De ce point de vue, il y aurait une forme de cohérence avec la déclaration supposée de Wang Yi à Kaja Kallas, la vice-présidente de la Commission européenne en charge des affaires internationales de l’Union, selon laquelle « Pékin ne voulait pas voir une défaite russe en Ukraine de peur que les États-Unis ne portent toute leur attention sur Pékin », contredisant ainsi la position officielle de Pékin selon laquelle la Chine ne serait pas partie prenante du conflit. Le fait que Wang Yi ait voulu « faire comprendre » à l’Europe la position chinoise sur la guerre russe s’ajoute au fait que le sommet qui doit marquer 50 ans de relations diplomatiques entre l’UE et la Chine, fin juillet à Pékin, ait été raccourci d’une journée.

Cette mise au point intervient alors que l’UE s’apprête à inscrire sur sa liste noire deux petites banques chinoises pour avoir enfreint ses sanctions contre la Russie : Wang Yi aurait signifié à Kaja Kallas que la Chine riposterait si les prêteurs chinois étaient inscrits sur la liste. Le message de Pékin est sans doute que la Chine ne veut pas faire face à un second effondrement russe, après celui de l’Union soviétique en 1991, qui pourrait venir d’une défaite de Poutine face à l’Ukraine.

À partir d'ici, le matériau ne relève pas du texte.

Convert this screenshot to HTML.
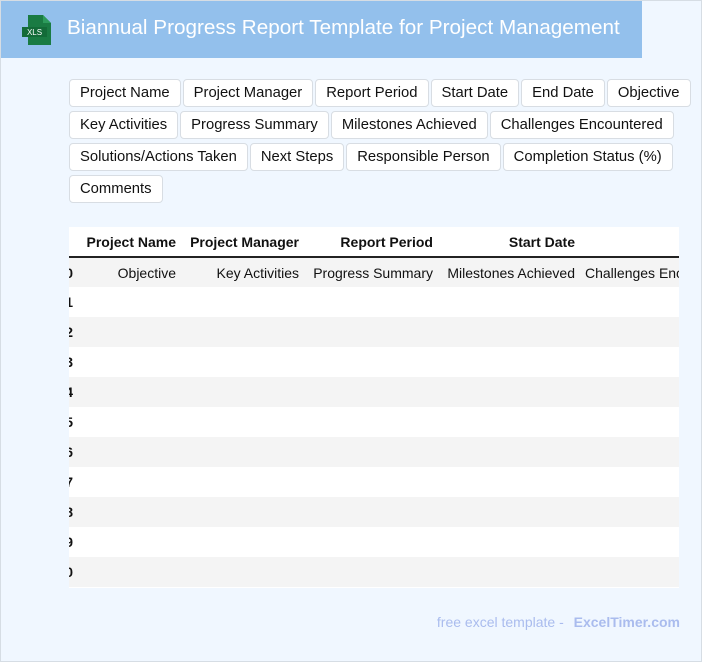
<!DOCTYPE html>
<html><head><style>
*{margin:0;padding:0;box-sizing:border-box}
body{width:702px;height:662px;background:#f0f7ff;font-family:"Liberation Sans",Arial,sans-serif;position:relative;overflow:hidden;border:1px solid #d6dde4}
.hdr{position:absolute;left:0;top:0;width:641px;height:57px;background:#93c0ec}
.hdr h1{position:absolute;left:66px;top:15px;font-size:20.7px;font-weight:normal;color:#fff;white-space:nowrap}
.tags{position:absolute;left:68px;top:78px;width:634px;display:flex;flex-wrap:wrap;gap:4px 2px}
.tag{height:28px;padding:0 10px;background:#fff;border:1px solid #d8dde3;border-radius:4px;font-size:14.8px;line-height:27px;color:#111}
.tbl{position:absolute;left:68px;top:226px;width:610px;height:361px;overflow:hidden;background:#fff}
table{border-collapse:collapse;table-layout:fixed;width:781px;position:absolute;left:-70px;top:0;font-size:14px;color:#111}
td,th{height:30px;text-align:right;padding:0 5px;white-space:nowrap;overflow:hidden}
td:first-child{padding-right:0;font-weight:bold}
th{font-weight:bold;border-bottom:2px solid #222}
tr.g td{background:#f4f4f4}
.ft{position:absolute;right:21px;top:613px;font-size:14px;color:#aabcee}
.ft b{margin-left:6px}
</style></head><body>
<div class="hdr">
<svg style="position:absolute;left:20px;top:13px" width="32" height="32" viewBox="0 0 32 32"><path d="M7 1h15l8 8v22H7z" fill="#1a7b43"/><path d="M22 1v8h8z" fill="#2d9b5c"/><rect x="1" y="13" width="25" height="10" fill="#136b38"/><text x="13.5" y="21" font-size="8" fill="#fff" text-anchor="middle" font-family="Liberation Sans">XLS</text></svg>
<h1>Biannual Progress Report Template for Project Management</h1>
</div>
<div class="tags">
<span class="tag">Project Name</span><span class="tag">Project Manager</span><span class="tag">Report Period</span><span class="tag">Start Date</span><span class="tag">End Date</span><span class="tag">Objective</span>
<span class="tag">Key Activities</span><span class="tag">Progress Summary</span><span class="tag">Milestones Achieved</span><span class="tag">Challenges Encountered</span>
<span class="tag">Solutions/Actions Taken</span><span class="tag">Next Steps</span><span class="tag">Responsible Person</span><span class="tag">Completion Status (%)</span>
<span class="tag">Comments</span>
</div>
<div class="tbl"><table>
<colgroup><col style="width:74px"><col style="width:108px"><col style="width:123px"><col style="width:134px"><col style="width:142px"><col style="width:200px"></colgroup>
<tr><th></th><th>Project Name</th><th>Project Manager</th><th>Report Period</th><th>Start Date</th><th></th></tr>
<tr class="g"><td>10</td><td>Objective</td><td>Key Activities</td><td>Progress Summary</td><td>Milestones Achieved</td><td style="text-align:left">Challenges Encountered</td></tr>
<tr><td>11</td><td></td><td></td><td></td><td></td><td></td></tr>
<tr class="g"><td>12</td><td></td><td></td><td></td><td></td><td></td></tr>
<tr><td>13</td><td></td><td></td><td></td><td></td><td></td></tr>
<tr class="g"><td>14</td><td></td><td></td><td></td><td></td><td></td></tr>
<tr><td>15</td><td></td><td></td><td></td><td></td><td></td></tr>
<tr class="g"><td>16</td><td></td><td></td><td></td><td></td><td></td></tr>
<tr><td>17</td><td></td><td></td><td></td><td></td><td></td></tr>
<tr class="g"><td>18</td><td></td><td></td><td></td><td></td><td></td></tr>
<tr><td>19</td><td></td><td></td><td></td><td></td><td></td></tr>
<tr class="g"><td>20</td><td></td><td></td><td></td><td></td><td></td></tr>
</table></div>
<div class="ft">free excel template - <b>ExcelTimer.com</b></div>
</body></html>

Ainsi, le recentrement sur des affaires internes joint à la solidification de l’alliance avec la Russie, dans un contexte de guerre économique avec les États-Unis vis-à-vis de laquelle les différents dirigeants des BRICS+ ne sont pas alignés, peut davantage expliquer l’absence de Xi au sommet de Rio que de perpétuelles luttes intestines.

Par Jean-Yves Heurtebise

* A noter que le leader chinois s’était déjà fait représenter par Li Qiang lors du G20 de Delhi en 2023.